Funny enough, we noticed that at some point as well and had introduced internal counters in the family collection. I just noticed that we never updated the method to deliver statistics after this. This was just addressed in mcrit 1.0.19, pushed an hour ago. ;) Yes indeed, this already dropped the response time for that API call on my instance from 60 sec to <5 sec. Not sure what to do about the aggregation of PicHashes though. Those will remain as a slow component in the statistics but they are also pretty useful when trying to estimate how much "unique" functions are in the DB.

Also, it seems like the workers don't quite work to their full capacity. Those 15 workers we have don't really work 100% in parallel even though there are more than 15 updateMinHashForSample jobs queued up. Could be related to the config options you mentioned.

This may also be related to how the queue works, I would need to replicate that with a bigger setup myself to get some introspection on that. Normally, both minhash calculation and matching should be fully parallelized.
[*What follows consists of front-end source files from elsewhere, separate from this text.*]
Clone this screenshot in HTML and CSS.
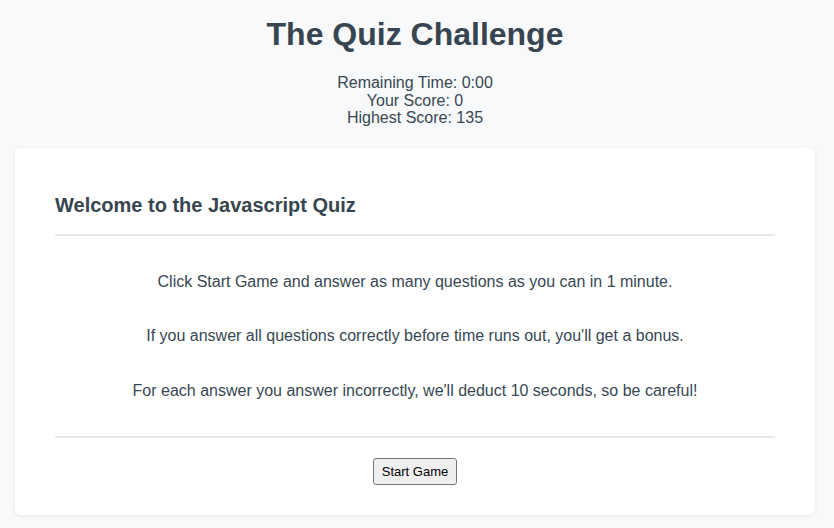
FILE: index.html
```html
<!DOCTYPE html>
<html lang="en">
<head>
<meta charset="utf-8">
<title>The Quiz Challenge</title>
<link rel="stylesheet" href="styles.css">
</head>
<body>
  <div class="page">
    <header class="header">
      <h1 class="title">The Quiz Challenge</h1>
      <div class="stats">
        <div>Remaining Time: 0:00</div>
        <div>Your Score: 0</div>
        <div>Highest Score: 135</div>
      </div>
    </header>
    <main class="card">
      <h2 class="card-title">Welcome to the Javascript Quiz</h2>
      <hr class="divider">
      <div class="intro">
        <p>Click Start Game and answer as many questions as you can in 1 minute.</p>
        <p>If you answer all questions correctly before time runs out, you'll get a bonus.</p>
        <p>For each answer you answer incorrectly, we'll deduct 10 seconds, so be careful!</p>
      </div>
      <hr class="divider">
      <div class="actions">
        <button class="start-btn" type="button">Start Game</button>
      </div>
    </main>
  </div>
</body>
</html>
```
FILE: styles.css
```css
html, body {
  margin: 0;
  padding: 0;
}
body {
  background: #f8f9fb;
  color: #374753;
  font-family: "Liberation Sans", Arial, Helvetica, sans-serif;
}
.page {
  margin: 0 19px 0 15px;
  padding: 16px 0 12px;
}
.header {
  text-align: center;
}
.title {
  margin: 0;
  font-size: 32px;
  line-height: 37px;
  font-weight: bold;
  color: #36454f;
}
.stats {
  margin-top: 21px;
  font-size: 16px;
  line-height: 17.5px;
}
.card {
  margin-top: 21px;
  background: #ffffff;
  border-radius: 6px;
  box-shadow: 0 1px 4px rgba(0, 0, 0, 0.08);
  padding: 46px 40px 30px;
}
.card-title {
  margin: 0;
  font-size: 20px;
  line-height: 23px;
  font-weight: bold;
  color: #36454f;
}
.divider {
  margin: 0;
  border: 0;
  border-top: 2px solid #e6e6e6;
}
.card-title + .divider {
  margin-top: 17px;
}
.intro {
  padding: 37px 0 36px;
  text-align: center;
  font-size: 16px;
  line-height: 18.5px;
  display: flex;
  flex-direction: column;
  gap: 36px;
}
.intro p {
  margin: 0;
}
.actions {
  display: flex;
  justify-content: center;
  padding-top: 20px;
}
.start-btn {
  font-family: "Liberation Sans", Arial, sans-serif;
  font-size: 13px;
  line-height: 15px;
  padding: 5px 8px;
  color: #000;
  background: #efefef;
  border: 1px solid #767676;
  border-radius: 3px;
}
```
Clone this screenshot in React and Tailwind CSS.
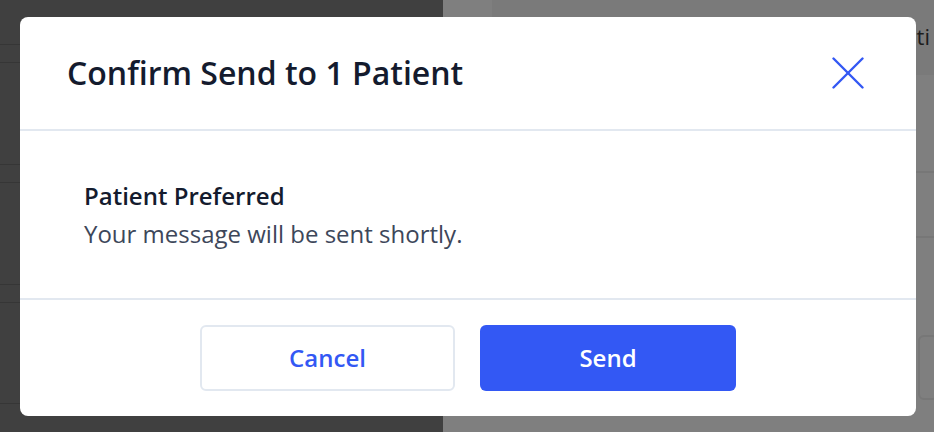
function Backdrop() {
  return (
    <div className="flex h-[432px] w-[934px]">
      <div className="flex w-[443px] flex-col bg-[#404040]">
        <div className="h-[44px]" />
        <div className="h-[19px] border-y border-[#363636]" />
        <div className="h-[101px]" />
        <div className="h-[19px] border-y border-[#363636]" />
        <div className="h-[101px]" />
        <div className="h-[19px] border-y border-[#363636]" />
        <div className="h-[101px] border-b border-[#363636]" />
      </div>
      <div className="w-[49px] bg-[#7f7f7f]" />
      <div className="flex flex-1 flex-col bg-[#7f7f7f]">
        <div className="flex h-[75px] items-start justify-end overflow-hidden bg-[#7a7a7a] pt-[22px] text-[22px] leading-[28px] text-[#1c1c1c]">
          <span className="mr-[4px]">ati</span>
        </div>
        <div className="h-[98px] border-b-2 border-[#777777]" />
        <div className="h-[65px] border-b-2 border-[#777777]" />
        <div className="flex flex-1 justify-end pt-[97px]">
          <div className="-mr-[4px] h-[65px] w-[20px] rounded-md border-2 border-[#777777]" />
        </div>
      </div>
    </div>
  );
}

function CloseIcon() {
  return (
    <svg width="32" height="32" viewBox="0 0 32 32" fill="none" stroke="currentColor" strokeWidth="2.4" strokeLinecap="round">
      <line x1="1.5" y1="1.5" x2="30.5" y2="30.5" />
      <line x1="30.5" y1="1.5" x2="1.5" y2="30.5" />
    </svg>
  );
}

export default function App() {
  return (
    <div className="relative h-[432px] w-[934px] overflow-hidden" style={{ fontFamily: '"Open Sans", sans-serif' }}>
      <Backdrop />
      <div className="absolute left-[20px] top-[17px] flex h-[399px] w-[896px] flex-col rounded-[8px] bg-white">
        <div className="flex h-[114px] items-center justify-between border-b-2 border-[#e2e8f0] pl-[47px] pr-[52px]">
          <h2 className="text-[32px] font-semibold leading-[40px] text-[#141b2e]">Confirm Send to 1 Patient</h2>
          <button className="text-[#3358f4]">
            <CloseIcon />
          </button>
        </div>
        <div className="flex h-[169px] flex-col justify-center border-b-2 border-[#e2e8f0] px-[64px]">
          <div className="text-[24px] font-semibold leading-[38px] text-[#141b2e]">Patient Preferred</div>
          <div className="text-[24px] leading-[38px] text-[#3d475a]">Your message will be sent shortly.</div>
        </div>
        <div className="flex flex-1 items-center justify-center gap-[25px]">
          <button className="h-[66px] w-[255px] rounded-[6px] border-2 border-[#e2e8f0] text-[24px] font-semibold text-[#3358f4]">
            Cancel
          </button>
          <button className="h-[66px] w-[256px] rounded-[6px] bg-[#3358f4] text-[24px] font-semibold text-white">
            Send
          </button>
        </div>
      </div>
    </div>
  );
}
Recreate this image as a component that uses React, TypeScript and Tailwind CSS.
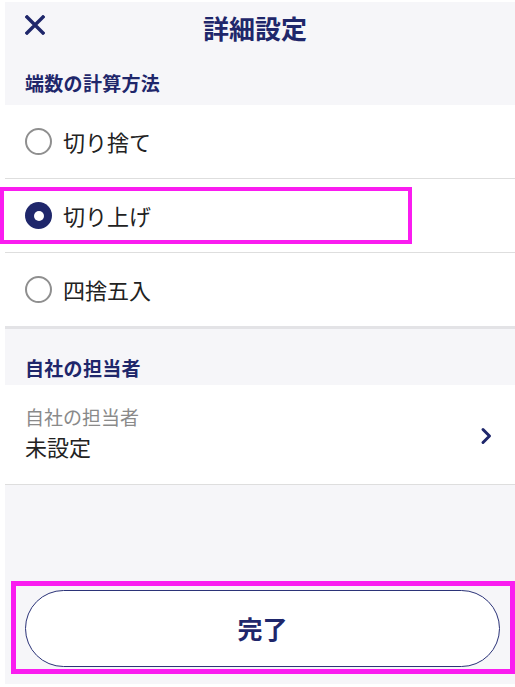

danielplohmann commented 1 year ago

Oh and the original issue with the mongo error above is indeed related to int64/uint64, or rather BSON not being able to store uint64 values. My guess is that you have some binaries/smda reports where the base address is above 0x7FFFFFFFFFFFFFFF. I will look into the conversion of such problematic values, at least for the purpose of database storage.

UPDATE: I was able to replicate the issue with a crafted SMDA report. Therefore, the original issue was now fixed in the just published mcrit 1.0.20. I am now converting potentially large values (base addresses, function offsets) in two complement for storage to achieve BSON int64 compatibility.